┌────────

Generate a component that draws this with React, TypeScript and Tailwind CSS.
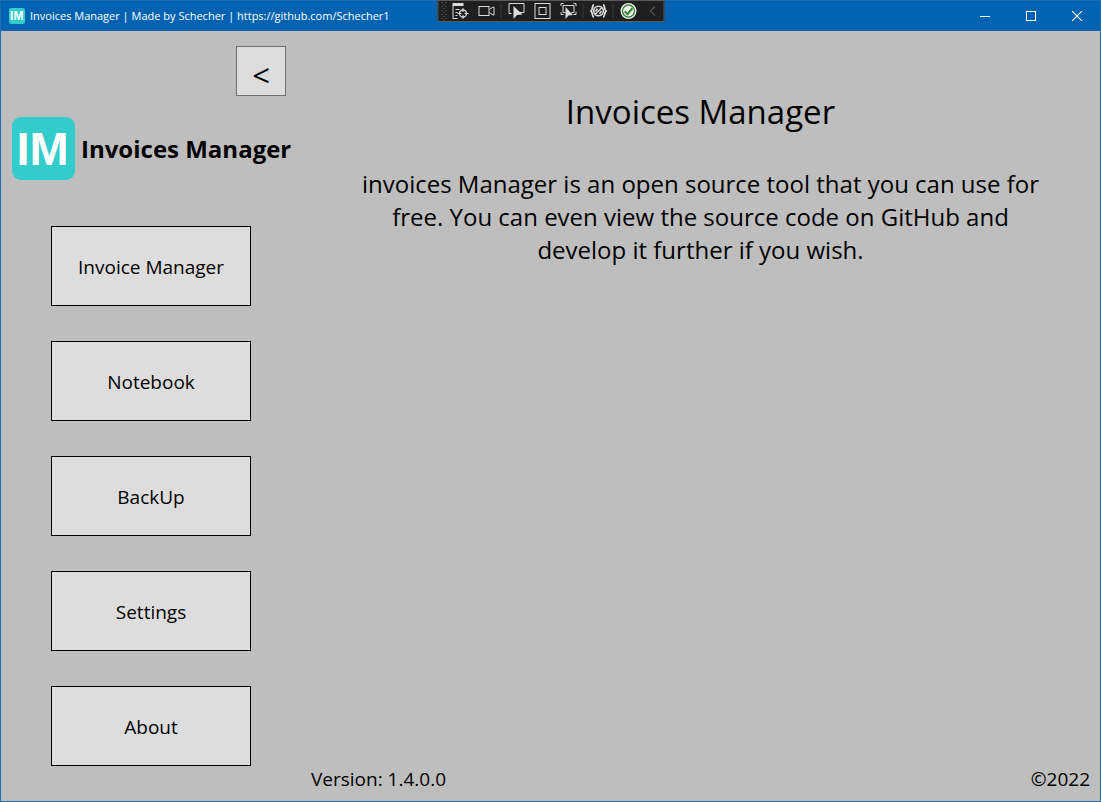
import { useState } from "react";
import type { ReactNode } from "react";

const pages = ["Invoice Manager", "Notebook", "BackUp", "Settings", "About"];

function ToolButton({ label, children }: { label: string; children: ReactNode }) {
  return (
    <button type="button" aria-label={label} className="flex h-5 w-[26px] items-center justify-center">
      <svg width="18" height="18" viewBox="0 0 18 18" fill="none" stroke="#dcdcdc" strokeWidth="1">
        {children}
      </svg>
    </button>
  );
}

function Separator() {
  return <span className="mr-[2px] ml-px h-[14px] w-px bg-[#3d3d40]" />;
}

function DebugToolbar() {
  return (
    <div className="absolute -top-px left-1/2 flex h-[22px] w-[227px] -translate-x-1/2 items-center border border-[#5b5b5b] bg-[#1f1f1f]">
      <svg width="9" height="20" viewBox="1 0 9 20" fill="#6a6a6a" aria-hidden="true">
        {[1, 5, 9, 13, 17].map((y) => (
          <g key={y}>
            <rect x="4" y={y} width="1" height="1" />
            <rect x="8" y={y} width="1" height="1" />
            <rect x="6" y={y + 2} width="1" height="1" />
          </g>
        ))}
      </svg>
      <ToolButton label="Go to Live Visual Tree">
        <rect x="1" y="1" width="11" height="3" fill="#dcdcdc" stroke="none" />
        <path d="M1.5 4v12M1 16.5h5M4 7.5h4M4 10.5h2M4 13.5h2" />
        <circle cx="11.5" cy="11.5" r="3.5" strokeWidth="1.3" />
        <path d="M11.5 6v4M11.5 13v4M6 11.5h4M13 11.5h4" />
      </ToolButton>
      <ToolButton label="Show in XAML Live Preview">
        <rect x="1.5" y="4.5" width="10" height="9" />
        <path d="M12 7.5l3.5-2.500h1v8h-1l-3.500-2.500" />
      </ToolButton>
      <Separator />
      <ToolButton label="Select Element">
        <path d="M4 11.5H1.5V1.5h15v9H12" />
        <path d="M6 4v13l3.500-4 5.500-.5z" fill="#dcdcdc" stroke="none" />
      </ToolButton>
      <ToolButton label="Display Layout Adorners">
        <rect x="1.5" y="1.5" width="15" height="15" />
        <rect x="5.5" y="5.5" width="7" height="7" />
      </ToolButton>
      <ToolButton label="Track Focused Element">
        <path d="M1.5 4V1.5H4M14 1.5h2.500V4M1.5 10v2.500H4M14 12.500h2.500V10M6 10.500H3.500v-7h11v7H12" />
        <path d="M6 5v12l3-3.500 4.500-.5z" fill="#dcdcdc" stroke="none" />
      </ToolButton>
      <Separator />
      <ToolButton label="Binding Failures">
        <path
          d="M4.500 3C2.500 3 3.500 7.500 1.500 9c2 1.500 1 6 3 6M13.500 3c2 0 1 4.500 3 6-2 1.500-1 6-3 6"
          strokeWidth="1.800"
        />
        <circle cx="9" cy="9" r="4.800" strokeWidth="1.600" />
        <path d="M5.500 12.500l7-7M8 6.500l-2 3M12 9l-2 3" strokeWidth="1.500" />
      </ToolButton>
      <Separator />
      <ToolButton label="Hot Reload">
        <circle cx="9" cy="9" r="7.300" fill="#f1f1f1" stroke="#f1f1f1" strokeWidth="1.400" />
        <circle cx="9" cy="9" r="6" fill="#f1f1f1" stroke="#388a34" strokeWidth="1.400" />
        <path d="M5.200 9.200l2.900 3L12.800 6.200" stroke="#388a34" strokeWidth="2.200" />
      </ToolButton>
      <button type="button" aria-label="Collapse toolbar" className="flex h-5 flex-1 items-center justify-center">
        <svg width="6" height="10" viewBox="0 0 6 10" fill="none" stroke="#707070">
          <path d="M5.500 .5L.8 5l4.700 4.500" />
        </svg>
      </button>
    </div>
  );
}

function TitleBar() {
  return (
    <header className="flex h-[30px] items-center bg-[#0063b1] text-white">
      <svg className="ml-2" width="16" height="16" viewBox="0 0 63 63" aria-hidden="true">
        <LogoMark />
      </svg>
      <span className="ml-[5px] text-[11px] leading-4 whitespace-nowrap">
        Invoices Manager | Made by Schecher | https://github.com/Schecher1
      </span>
      <div className="ml-auto flex h-full">
        <button type="button" aria-label="Minimize" className="flex w-[46px] items-center justify-center">
          <svg width="10" height="10" viewBox="0 0 10 10" stroke="#fff">
            <path d="M0 5.500h10" />
          </svg>
        </button>
        <button type="button" aria-label="Maximize" className="flex w-[46px] items-center justify-center">
          <svg width="10" height="10" viewBox="0 0 10 10" fill="none" stroke="#fff">
            <rect x=".5" y=".5" width="9" height="9" />
          </svg>
        </button>
        <button type="button" aria-label="Close" className="flex w-[46px] items-center justify-center">
          <svg width="10" height="10" viewBox="0 0 10 10" stroke="#fff" strokeWidth="1.100">
            <path d="M0 0l10 10M10 0L0 10" />
          </svg>
        </button>
      </div>
    </header>
  );
}

function LogoMark() {
  return (
    <>
      <rect width="63" height="63" rx="9" fill="#33cccc" />
      <text x="30.5" y="48" textAnchor="middle" fill="#fff" fontFamily="Liberation Sans, sans-serif" fontSize="47" fontWeight="700">
        IM
      </text>
    </>
  );
}

export default function App() {
  const [open, setOpen] = useState(true);

  return (
    <div className="relative flex min-h-screen flex-col border border-[#1a6fb5] bg-[#bebebe] font-['Open_Sans',sans-serif] text-black">
      <TitleBar />
      <DebugToolbar />
      <div className="flex flex-1">
        <aside className={open ? "flex w-[300px] shrink-0 flex-col pt-[15px] pb-[35px]" : "flex w-20 shrink-0 flex-col pt-[15px]"}>
          <button
            type="button"
            aria-label="Toggle menu"
            onClick={() => setOpen(!open)}
            className="mr-[15px] flex size-[50px] items-center justify-center self-end border border-[#707070] bg-[#dddddd] pt-2 text-[31px] leading-8"
          >
            {open ? "<" : ">"}
          </button>
          {open && (
            <>
              <div className="mt-[21px] ml-[11px] flex items-center gap-[6px]">
                <svg className="shrink-0" width="63" height="63" viewBox="0 0 63 63" aria-hidden="true">
                  <LogoMark />
                </svg>
                <span className="text-[24px] leading-8 font-bold whitespace-nowrap">Invoices Manager</span>
              </div>
              <nav className="mt-[46px] flex flex-col gap-[35px] px-[50px]">
                {pages.map((page) => (
                  <button key={page} type="button" className="h-20 border border-black bg-[#dddddd] pt-[2px] text-[19px] leading-7">
                    {page}
                  </button>
                ))}
              </nav>
            </>
          )}
        </aside>
        <main className="flex flex-1 flex-col">
          <div className="px-14 pt-14 text-center">
            <h1 className="text-[33px] leading-[50px]">Invoices Manager</h1>
            <p className="mt-[30px] text-[24px] leading-[33px]">
              invoices Manager is an open source tool that you can use for free. You can even view the source code on
              GitHub and develop it further if you wish.
            </p>
          </div>
          <footer className="mt-auto flex justify-between px-[10px] pb-2 text-[19px] leading-7">
            <span>Version: 1.4.0.0</span>
            <span>©2022</span>
          </footer>
        </main>
      </div>
    </div>
  );
}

└────────

### What the task asks:
Write out every line above exactly as it is, leaving out the pictures.

### Solution:
Generate a component that draws this with React, TypeScript and Tailwind CSS.
import { useState } from "react";
import type { ReactNode } from "react";

const pages = ["Invoice Manager", "Notebook", "BackUp", "Settings", "About"];

function ToolButton({ label, children }: { label: string; children: ReactNode }) {
  return (
    <button type="button" aria-label={label} className="flex h-5 w-[26px] items-center justify-center">
      <svg width="18" height="18" viewBox="0 0 18 18" fill="none" stroke="#dcdcdc" strokeWidth="1">
        {children}
      </svg>
    </button>
  );
}

function Separator() {
  return <span className="mr-[2px] ml-px h-[14px] w-px bg-[#3d3d40]" />;
}

function DebugToolbar() {
  return (
    <div className="absolute -top-px left-1/2 flex h-[22px] w-[227px] -translate-x-1/2 items-center border border-[#5b5b5b] bg-[#1f1f1f]">
      <svg width="9" height="20" viewBox="1 0 9 20" fill="#6a6a6a" aria-hidden="true">
        {[1, 5, 9, 13, 17].map((y) => (
          <g key={y}>
            <rect x="4" y={y} width="1" height="1" />
            <rect x="8" y={y} width="1" height="1" />
            <rect x="6" y={y + 2} width="1" height="1" />
          </g>
        ))}
      </svg>
      <ToolButton label="Go to Live Visual Tree">
        <rect x="1" y="1" width="11" height="3" fill="#dcdcdc" stroke="none" />
        <path d="M1.5 4v12M1 16.5h5M4 7.5h4M4 10.5h2M4 13.5h2" />
        <circle cx="11.5" cy="11.5" r="3.5" strokeWidth="1.3" />
        <path d="M11.5 6v4M11.5 13v4M6 11.5h4M13 11.5h4" />
      </ToolButton>
      <ToolButton label="Show in XAML Live Preview">
        <rect x="1.5" y="4.5" width="10" height="9" />
        <path d="M12 7.5l3.5-2.500h1v8h-1l-3.500-2.500" />
      </ToolButton>
      <Separator />
      <ToolButton label="Select Element">
        <path d="M4 11.5H1.5V1.5h15v9H12" />
        <path d="M6 4v13l3.500-4 5.500-.5z" fill="#dcdcdc" stroke="none" />
      </ToolButton>
      <ToolButton label="Display Layout Adorners">
        <rect x="1.5" y="1.5" width="15" height="15" />
        <rect x="5.5" y="5.5" width="7" height="7" />
      </ToolButton>
      <ToolButton label="Track Focused Element">
        <path d="M1.5 4V1.5H4M14 1.5h2.500V4M1.5 10v2.500H4M14 12.500h2.500V10M6 10.500H3.500v-7h11v7H12" />
        <path d="M6 5v12l3-3.500 4.500-.5z" fill="#dcdcdc" stroke="none" />
      </ToolButton>
      <Separator />
      <ToolButton label="Binding Failures">
        <path
          d="M4.500 3C2.500 3 3.500 7.500 1.500 9c2 1.500 1 6 3 6M13.500 3c2 0 1 4.500 3 6-2 1.500-1 6-3 6"
          strokeWidth="1.800"
        />
        <circle cx="9" cy="9" r="4.800" strokeWidth="1.600" />
        <path d="M5.500 12.500l7-7M8 6.500l-2 3M12 9l-2 3" strokeWidth="1.500" />
      </ToolButton>
      <Separator />
      <ToolButton label="Hot Reload">
        <circle cx="9" cy="9" r="7.300" fill="#f1f1f1" stroke="#f1f1f1" strokeWidth="1.400" />
        <circle cx="9" cy="9" r="6" fill="#f1f1f1" stroke="#388a34" strokeWidth="1.400" />
        <path d="M5.200 9.200l2.900 3L12.800 6.200" stroke="#388a34" strokeWidth="2.200" />
      </ToolButton>
      <button type="button" aria-label="Collapse toolbar" className="flex h-5 flex-1 items-center justify-center">
        <svg width="6" height="10" viewBox="0 0 6 10" fill="none" stroke="#707070">
          <path d="M5.500 .5L.8 5l4.700 4.500" />
        </svg>
      </button>
    </div>
  );
}

function TitleBar() {
  return (
    <header className="flex h-[30px] items-center bg-[#0063b1] text-white">
      <svg className="ml-2" width="16" height="16" viewBox="0 0 63 63" aria-hidden="true">
        <LogoMark />
      </svg>
      <span className="ml-[5px] text-[11px] leading-4 whitespace-nowrap">
        Invoices Manager | Made by Schecher | https://github.com/Schecher1
      </span>
      <div className="ml-auto flex h-full">
        <button type="button" aria-label="Minimize" className="flex w-[46px] items-center justify-center">
          <svg width="10" height="10" viewBox="0 0 10 10" stroke="#fff">
            <path d="M0 5.500h10" />
          </svg>
        </button>
        <button type="button" aria-label="Maximize" className="flex w-[46px] items-center justify-center">
          <svg width="10" height="10" viewBox="0 0 10 10" fill="none" stroke="#fff">
            <rect x=".5" y=".5" width="9" height="9" />
          </svg>
        </button>
        <button type="button" aria-label="Close" className="flex w-[46px] items-center justify-center">
          <svg width="10" height="10" viewBox="0 0 10 10" stroke="#fff" strokeWidth="1.100">
            <path d="M0 0l10 10M10 0L0 10" />
          </svg>
        </button>
      </div>
    </header>
  );
}

function LogoMark() {
  return (
    <>
      <rect width="63" height="63" rx="9" fill="#33cccc" />
      <text x="30.5" y="48" textAnchor="middle" fill="#fff" fontFamily="Liberation Sans, sans-serif" fontSize="47" fontWeight="700">
        IM
      </text>
    </>
  );
}

export default function App() {
  const [open, setOpen] = useState(true);

  return (
    <div className="relative flex min-h-screen flex-col border border-[#1a6fb5] bg-[#bebebe] font-['Open_Sans',sans-serif] text-black">
      <TitleBar />
      <DebugToolbar />
      <div className="flex flex-1">
        <aside className={open ? "flex w-[300px] shrink-0 flex-col pt-[15px] pb-[35px]" : "flex w-20 shrink-0 flex-col pt-[15px]"}>
          <button
            type="button"
            aria-label="Toggle menu"
            onClick={() => setOpen(!open)}
            className="mr-[15px] flex size-[50px] items-center justify-center self-end border border-[#707070] bg-[#dddddd] pt-2 text-[31px] leading-8"
          >
            {open ? "<" : ">"}
          </button>
          {open && (
            <>
              <div className="mt-[21px] ml-[11px] flex items-center gap-[6px]">
                <svg className="shrink-0" width="63" height="63" viewBox="0 0 63 63" aria-hidden="true">
                  <LogoMark />
                </svg>
                <span className="text-[24px] leading-8 font-bold whitespace-nowrap">Invoices Manager</span>
              </div>
              <nav className="mt-[46px] flex flex-col gap-[35px] px-[50px]">
                {pages.map((page) => (
                  <button key={page} type="button" className="h-20 border border-black bg-[#dddddd] pt-[2px] text-[19px] leading-7">
                    {page}
                  </button>
                ))}
              </nav>
            </>
          )}
        </aside>
        <main className="flex flex-1 flex-col">
          <div className="px-14 pt-14 text-center">
            <h1 className="text-[33px] leading-[50px]">Invoices Manager</h1>
            <p className="mt-[30px] text-[24px] leading-[33px]">
              invoices Manager is an open source tool that you can use for free. You can even view the source code on
              GitHub and develop it further if you wish.
            </p>
          </div>
          <footer className="mt-auto flex justify-between px-[10px] pb-2 text-[19px] leading-7">
            <span>Version: 1.4.0.0</span>
            <span>©2022</span>
          </footer>
        </main>
      </div>
    </div>
  );
}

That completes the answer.